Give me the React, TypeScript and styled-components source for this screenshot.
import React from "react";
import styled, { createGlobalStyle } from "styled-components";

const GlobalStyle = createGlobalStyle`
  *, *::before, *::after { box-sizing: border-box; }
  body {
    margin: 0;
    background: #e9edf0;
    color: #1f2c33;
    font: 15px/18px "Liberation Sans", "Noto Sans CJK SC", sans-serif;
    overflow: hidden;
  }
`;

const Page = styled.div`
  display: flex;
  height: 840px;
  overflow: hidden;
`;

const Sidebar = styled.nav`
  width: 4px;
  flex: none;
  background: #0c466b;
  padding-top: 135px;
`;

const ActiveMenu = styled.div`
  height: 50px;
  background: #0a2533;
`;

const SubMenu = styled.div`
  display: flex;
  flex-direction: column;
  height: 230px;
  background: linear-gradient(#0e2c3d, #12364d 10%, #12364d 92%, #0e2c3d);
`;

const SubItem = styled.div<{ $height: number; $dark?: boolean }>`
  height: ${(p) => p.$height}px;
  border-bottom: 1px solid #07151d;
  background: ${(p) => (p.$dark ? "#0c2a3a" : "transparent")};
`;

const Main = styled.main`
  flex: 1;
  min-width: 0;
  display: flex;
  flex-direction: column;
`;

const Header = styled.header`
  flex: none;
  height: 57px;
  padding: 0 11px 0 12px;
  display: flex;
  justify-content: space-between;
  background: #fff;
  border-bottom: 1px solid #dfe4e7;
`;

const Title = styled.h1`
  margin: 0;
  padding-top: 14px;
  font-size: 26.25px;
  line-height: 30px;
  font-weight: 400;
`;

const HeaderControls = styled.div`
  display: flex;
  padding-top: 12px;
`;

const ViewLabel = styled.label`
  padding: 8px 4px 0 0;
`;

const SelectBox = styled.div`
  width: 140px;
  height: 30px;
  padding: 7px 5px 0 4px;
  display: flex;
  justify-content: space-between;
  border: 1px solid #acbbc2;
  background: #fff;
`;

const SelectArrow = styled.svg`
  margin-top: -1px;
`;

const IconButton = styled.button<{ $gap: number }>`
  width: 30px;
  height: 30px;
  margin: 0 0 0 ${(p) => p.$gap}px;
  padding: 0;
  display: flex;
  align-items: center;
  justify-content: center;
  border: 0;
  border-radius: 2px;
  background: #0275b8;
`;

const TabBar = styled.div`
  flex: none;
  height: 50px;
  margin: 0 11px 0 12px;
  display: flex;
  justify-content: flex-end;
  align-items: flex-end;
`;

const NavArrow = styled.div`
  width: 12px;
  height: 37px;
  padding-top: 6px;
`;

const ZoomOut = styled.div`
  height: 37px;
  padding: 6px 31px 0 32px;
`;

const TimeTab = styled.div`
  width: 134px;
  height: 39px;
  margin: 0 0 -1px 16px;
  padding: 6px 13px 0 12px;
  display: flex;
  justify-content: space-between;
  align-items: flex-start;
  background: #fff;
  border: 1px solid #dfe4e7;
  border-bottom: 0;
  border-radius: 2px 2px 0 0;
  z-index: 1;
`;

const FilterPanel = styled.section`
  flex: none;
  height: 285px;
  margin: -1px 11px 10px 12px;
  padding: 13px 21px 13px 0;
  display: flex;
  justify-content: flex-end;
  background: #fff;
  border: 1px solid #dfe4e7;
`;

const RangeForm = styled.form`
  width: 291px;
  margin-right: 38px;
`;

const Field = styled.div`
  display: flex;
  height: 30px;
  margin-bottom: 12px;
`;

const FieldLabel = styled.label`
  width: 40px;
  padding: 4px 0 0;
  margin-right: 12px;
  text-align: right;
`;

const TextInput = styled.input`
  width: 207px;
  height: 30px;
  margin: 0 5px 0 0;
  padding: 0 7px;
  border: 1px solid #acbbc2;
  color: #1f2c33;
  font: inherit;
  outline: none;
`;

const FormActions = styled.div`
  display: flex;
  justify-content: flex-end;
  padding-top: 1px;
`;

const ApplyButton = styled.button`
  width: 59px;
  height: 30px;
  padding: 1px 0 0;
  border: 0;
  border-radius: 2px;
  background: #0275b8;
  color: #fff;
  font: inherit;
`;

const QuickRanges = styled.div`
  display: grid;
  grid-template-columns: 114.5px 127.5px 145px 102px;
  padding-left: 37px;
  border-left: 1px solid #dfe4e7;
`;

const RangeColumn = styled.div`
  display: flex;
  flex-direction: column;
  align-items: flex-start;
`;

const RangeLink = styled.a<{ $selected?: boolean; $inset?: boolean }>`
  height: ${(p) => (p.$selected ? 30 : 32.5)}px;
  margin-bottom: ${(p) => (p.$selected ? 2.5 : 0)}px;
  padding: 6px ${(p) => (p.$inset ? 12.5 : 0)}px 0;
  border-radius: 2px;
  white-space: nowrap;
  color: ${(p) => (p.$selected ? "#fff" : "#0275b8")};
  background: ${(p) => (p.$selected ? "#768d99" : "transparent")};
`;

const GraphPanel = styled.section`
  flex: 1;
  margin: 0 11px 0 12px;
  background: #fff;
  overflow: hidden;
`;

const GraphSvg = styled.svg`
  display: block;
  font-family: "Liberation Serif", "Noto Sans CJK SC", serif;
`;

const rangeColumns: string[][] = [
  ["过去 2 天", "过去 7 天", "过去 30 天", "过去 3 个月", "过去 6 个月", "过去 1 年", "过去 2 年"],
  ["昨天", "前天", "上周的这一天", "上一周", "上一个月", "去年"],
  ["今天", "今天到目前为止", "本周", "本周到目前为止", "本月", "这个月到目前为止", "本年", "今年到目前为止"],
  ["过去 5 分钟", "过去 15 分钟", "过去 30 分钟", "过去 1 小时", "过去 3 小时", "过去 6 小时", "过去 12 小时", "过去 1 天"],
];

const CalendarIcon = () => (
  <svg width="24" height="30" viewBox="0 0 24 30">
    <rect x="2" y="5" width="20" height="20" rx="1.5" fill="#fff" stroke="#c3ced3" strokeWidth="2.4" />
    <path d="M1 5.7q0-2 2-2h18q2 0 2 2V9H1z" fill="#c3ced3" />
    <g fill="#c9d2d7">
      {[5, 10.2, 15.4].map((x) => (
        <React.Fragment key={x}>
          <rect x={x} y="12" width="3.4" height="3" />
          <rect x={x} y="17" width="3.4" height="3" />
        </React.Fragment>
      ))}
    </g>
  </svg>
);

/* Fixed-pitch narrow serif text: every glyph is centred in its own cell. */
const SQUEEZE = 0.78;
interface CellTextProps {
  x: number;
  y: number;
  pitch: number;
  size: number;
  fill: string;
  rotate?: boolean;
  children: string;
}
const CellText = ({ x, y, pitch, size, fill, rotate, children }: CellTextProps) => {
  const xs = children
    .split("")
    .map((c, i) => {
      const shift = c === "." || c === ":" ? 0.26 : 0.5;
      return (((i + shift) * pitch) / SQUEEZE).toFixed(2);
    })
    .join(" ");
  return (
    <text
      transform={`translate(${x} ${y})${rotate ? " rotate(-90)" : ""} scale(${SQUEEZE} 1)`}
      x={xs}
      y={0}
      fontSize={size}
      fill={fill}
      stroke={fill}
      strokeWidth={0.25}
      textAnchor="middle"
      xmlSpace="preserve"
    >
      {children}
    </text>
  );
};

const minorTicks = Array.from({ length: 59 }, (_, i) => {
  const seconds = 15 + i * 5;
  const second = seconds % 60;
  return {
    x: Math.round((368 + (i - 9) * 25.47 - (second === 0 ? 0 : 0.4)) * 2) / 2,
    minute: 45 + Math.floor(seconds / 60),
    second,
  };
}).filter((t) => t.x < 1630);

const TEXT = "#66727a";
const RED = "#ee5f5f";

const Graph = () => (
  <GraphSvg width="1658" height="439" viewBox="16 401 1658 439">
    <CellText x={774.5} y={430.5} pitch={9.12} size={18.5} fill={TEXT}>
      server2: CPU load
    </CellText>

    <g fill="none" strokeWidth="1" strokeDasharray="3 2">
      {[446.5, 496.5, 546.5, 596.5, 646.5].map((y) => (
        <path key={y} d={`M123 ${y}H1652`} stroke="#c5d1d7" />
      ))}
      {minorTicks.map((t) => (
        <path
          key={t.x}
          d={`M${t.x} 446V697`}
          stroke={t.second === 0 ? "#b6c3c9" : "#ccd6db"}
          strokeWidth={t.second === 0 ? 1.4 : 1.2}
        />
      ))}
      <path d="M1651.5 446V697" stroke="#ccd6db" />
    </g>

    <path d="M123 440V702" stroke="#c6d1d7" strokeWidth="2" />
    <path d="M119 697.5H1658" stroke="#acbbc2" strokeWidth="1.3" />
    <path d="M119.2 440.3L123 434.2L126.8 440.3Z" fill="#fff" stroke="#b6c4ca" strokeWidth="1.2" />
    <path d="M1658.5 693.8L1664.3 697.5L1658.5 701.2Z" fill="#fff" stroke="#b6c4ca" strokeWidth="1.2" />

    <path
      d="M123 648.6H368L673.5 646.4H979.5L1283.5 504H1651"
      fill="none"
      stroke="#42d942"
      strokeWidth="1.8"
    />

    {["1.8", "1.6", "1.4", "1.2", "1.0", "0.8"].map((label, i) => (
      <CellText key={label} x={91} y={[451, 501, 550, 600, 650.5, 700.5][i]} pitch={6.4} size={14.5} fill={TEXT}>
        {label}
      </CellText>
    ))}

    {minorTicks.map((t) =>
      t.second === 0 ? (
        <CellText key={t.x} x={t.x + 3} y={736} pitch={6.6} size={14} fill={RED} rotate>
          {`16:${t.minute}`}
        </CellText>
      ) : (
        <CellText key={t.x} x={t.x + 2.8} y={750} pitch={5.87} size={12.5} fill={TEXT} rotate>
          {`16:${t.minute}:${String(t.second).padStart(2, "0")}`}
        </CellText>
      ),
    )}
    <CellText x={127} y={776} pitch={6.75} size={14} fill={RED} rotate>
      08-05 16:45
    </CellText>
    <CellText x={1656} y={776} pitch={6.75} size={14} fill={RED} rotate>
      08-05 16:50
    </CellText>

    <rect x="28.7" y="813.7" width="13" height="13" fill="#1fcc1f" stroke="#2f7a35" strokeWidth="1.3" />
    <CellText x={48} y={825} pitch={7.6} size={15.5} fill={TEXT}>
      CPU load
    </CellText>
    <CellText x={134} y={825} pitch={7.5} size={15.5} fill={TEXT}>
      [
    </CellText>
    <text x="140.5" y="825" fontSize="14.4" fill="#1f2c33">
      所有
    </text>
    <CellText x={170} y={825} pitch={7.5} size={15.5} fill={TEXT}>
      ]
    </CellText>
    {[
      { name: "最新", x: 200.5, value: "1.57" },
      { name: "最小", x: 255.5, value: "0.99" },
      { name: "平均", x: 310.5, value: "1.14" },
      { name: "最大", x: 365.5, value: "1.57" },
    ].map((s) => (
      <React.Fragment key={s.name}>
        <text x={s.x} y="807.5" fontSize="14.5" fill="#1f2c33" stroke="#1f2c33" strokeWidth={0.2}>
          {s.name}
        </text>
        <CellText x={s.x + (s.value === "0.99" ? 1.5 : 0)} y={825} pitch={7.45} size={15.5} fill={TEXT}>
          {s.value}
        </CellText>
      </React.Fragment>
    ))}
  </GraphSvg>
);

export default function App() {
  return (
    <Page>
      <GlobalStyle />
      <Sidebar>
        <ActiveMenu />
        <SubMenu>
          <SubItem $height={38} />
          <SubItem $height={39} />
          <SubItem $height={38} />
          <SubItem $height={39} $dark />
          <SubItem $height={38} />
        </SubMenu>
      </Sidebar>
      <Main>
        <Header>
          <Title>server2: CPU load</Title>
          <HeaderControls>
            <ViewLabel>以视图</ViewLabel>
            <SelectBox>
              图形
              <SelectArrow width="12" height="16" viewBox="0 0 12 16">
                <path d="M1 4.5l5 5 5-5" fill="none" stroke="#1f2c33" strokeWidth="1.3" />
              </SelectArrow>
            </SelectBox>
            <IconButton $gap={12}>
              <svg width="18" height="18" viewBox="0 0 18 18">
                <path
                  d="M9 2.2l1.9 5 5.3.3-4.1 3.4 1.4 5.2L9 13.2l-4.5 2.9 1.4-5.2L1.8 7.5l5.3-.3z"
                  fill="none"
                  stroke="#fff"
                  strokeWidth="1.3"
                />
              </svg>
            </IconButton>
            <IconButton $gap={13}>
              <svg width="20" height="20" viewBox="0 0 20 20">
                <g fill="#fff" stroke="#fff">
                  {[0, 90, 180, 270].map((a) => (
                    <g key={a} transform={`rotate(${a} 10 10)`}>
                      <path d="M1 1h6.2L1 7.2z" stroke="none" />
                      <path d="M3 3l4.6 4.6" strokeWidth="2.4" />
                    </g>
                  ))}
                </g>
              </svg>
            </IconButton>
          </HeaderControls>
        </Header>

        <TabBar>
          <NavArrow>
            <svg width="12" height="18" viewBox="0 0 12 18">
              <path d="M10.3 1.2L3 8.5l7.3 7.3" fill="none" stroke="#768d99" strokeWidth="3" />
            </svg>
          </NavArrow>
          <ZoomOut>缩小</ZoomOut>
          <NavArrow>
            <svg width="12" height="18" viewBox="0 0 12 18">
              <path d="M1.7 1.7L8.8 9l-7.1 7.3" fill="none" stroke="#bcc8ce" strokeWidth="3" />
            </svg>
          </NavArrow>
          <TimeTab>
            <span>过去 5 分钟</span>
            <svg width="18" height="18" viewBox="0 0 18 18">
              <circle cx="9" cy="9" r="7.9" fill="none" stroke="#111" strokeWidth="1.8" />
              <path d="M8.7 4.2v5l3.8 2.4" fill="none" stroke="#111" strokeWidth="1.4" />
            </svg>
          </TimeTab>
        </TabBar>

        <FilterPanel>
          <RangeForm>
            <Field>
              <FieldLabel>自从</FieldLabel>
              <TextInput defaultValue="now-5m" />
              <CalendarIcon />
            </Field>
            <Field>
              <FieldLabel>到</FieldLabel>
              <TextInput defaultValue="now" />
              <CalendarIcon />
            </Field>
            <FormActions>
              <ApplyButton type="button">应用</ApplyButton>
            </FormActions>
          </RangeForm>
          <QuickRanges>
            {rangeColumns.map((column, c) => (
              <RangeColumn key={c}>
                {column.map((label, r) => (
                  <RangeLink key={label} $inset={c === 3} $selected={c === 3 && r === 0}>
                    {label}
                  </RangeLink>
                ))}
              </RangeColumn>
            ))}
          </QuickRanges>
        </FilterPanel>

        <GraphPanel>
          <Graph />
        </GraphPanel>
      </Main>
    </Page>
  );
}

Required task:
From the listing above, copy out each line where the word "components" appears.

Response to this exercise:
Give me the React, TypeScript and styled-components source for this screenshot.
import styled, { createGlobalStyle } from "styled-components";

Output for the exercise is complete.